Genre: Language: A Non-fictional Approach

Created by: Mitchell Steinberg, Max Quill, Roz Sedaghat, Neaz Sedaghat, Matt Coxhill, Shelley Rosenblatt, Yana Zlochistaya, and Ivan Fuentes

Student Poetry

Many of the world’s great artists were inspired by their surroundings. In this project, students bridged the gap between the worlds of the poet and the reader as well as between the worlds of the digital and the physical.

While studying poetry in A.P. Literature, students cooperated in the writing and filming of seven Location Inspired Poems (LIPs), each of a different poetic form: blank verse, sonnet, etc. They selected one poem to memorize and performed it on location. The poems were then combined into a single film, and those films were linked to a quick response (QR) code placed at the location as well as on digital school maps, where they can be scanned by anyone with a mobile device, accessing the poetry where it was composed.

Genre: Read My LIPs: Location Inspired Poetry

Created by: Yana Zlochistaya, Ivan Fuentes, Andrew Sutton, Richard Reyes, Neaz Sedaghat, Austin Pohevitz, Armando Estrada, Roz Sedaghat

 

Words

As we search for love and acceptance, the need to stand out increasingly dominates our behavior. In our second unit, students explore the relationship between attraction and beauty from a variety of evolutionary, social, and psychoanalytical perspectives, including the works of Freud and Sartre and the fiction of Gabriel Garcia Marquez.
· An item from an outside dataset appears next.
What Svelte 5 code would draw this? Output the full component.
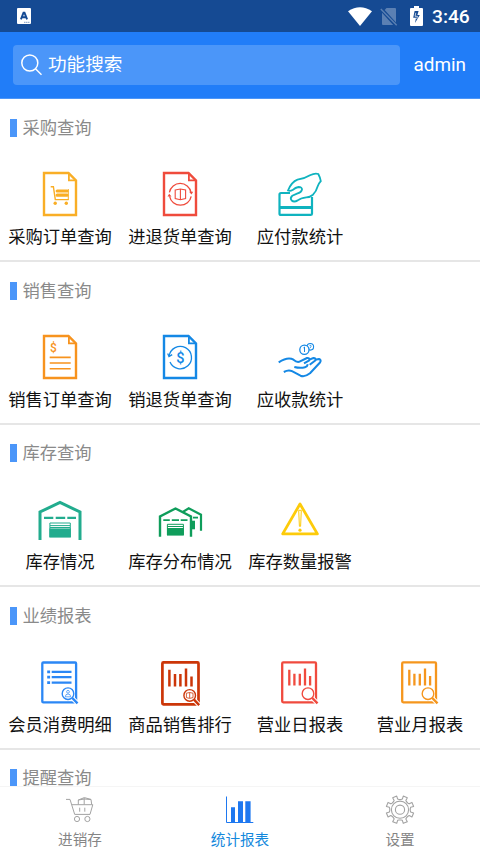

In this documentary, the entire senior class participated in a solutions-based learning experiment in which they developed hypotheses regarding the causes and effects of beauty, attraction, and the search for acceptance on a high school campus. Inspired by “Beauty Culture” and the Annenberg Space for Photography, this documentary showcases the students’ conclusions.

Consuming Beauty combines ethnography and critical research with photography and candid interviews to explore the search for beauty and the price of becoming beautiful to attract the eyes of others.

Genre: A Critique of the Picture Theory of Language

Created by: Sophia DiMatteo

 

The Very Pleasant Bakery

While studying the effects of language on thought, while in Digital Humanities, our students experimented with the language and grammar of film. Inspired by Rene Magritte’s “The Son of Man” “The Treachery of Images,” our student filmmakers explained that they wanted a film about people who don’t accept that they’re in a film meeting an actor in a film, but who doesn’t know she’s in one, at the moment; the main character is the only one who doesn’t know she’s in a film. Therefore, the medium of film becomes analogous to the structure of language. We, the audience, participate in the film, believing the library is on fire because we know the rules of film: special effect fire is real fire. The main character believes it too, reacting appropriately. The other characters, however, are in the film but not of it. They, therefore, react to a character reacting to nothing, as the flames are not actually there.

Genre: Language: A Fictional Approach

Created by: Natalie Knipe, Natalie Galindo, Kyle Kerfoot, Johna Reisch, and Melaney Christy

Self(ie)-Obsessed: Redefining Art in the Age of the Selfie

We live in an age of addictive self-portraiture, increasingly known as the “age of the selfie.” The selfie is a smartphone-produced version of a self-portrait, which has been a staple of art history. Now “selfie” has been declared by Oxford Dictionaries as their “2013 Word of the Year,” and we’ve seen Barack Obama s well as the Pope participating in the photographic craze. American art critic Jerry Saltz has written of the selfie, “It’s something like art. They have a certain intensity, and they’re starting to record that people are the photographers of modern life.” So is the selfie the latest development in the long and fascinating history of self-portraiture that attaches to the rich historical context of art, or is it a vacuous amusement that spawns from technological innovation married by economics to our shallow narcissism? #Self(ie)Obsessed takes a close look at the role of the selfie in or lives, culture, and the Humanities.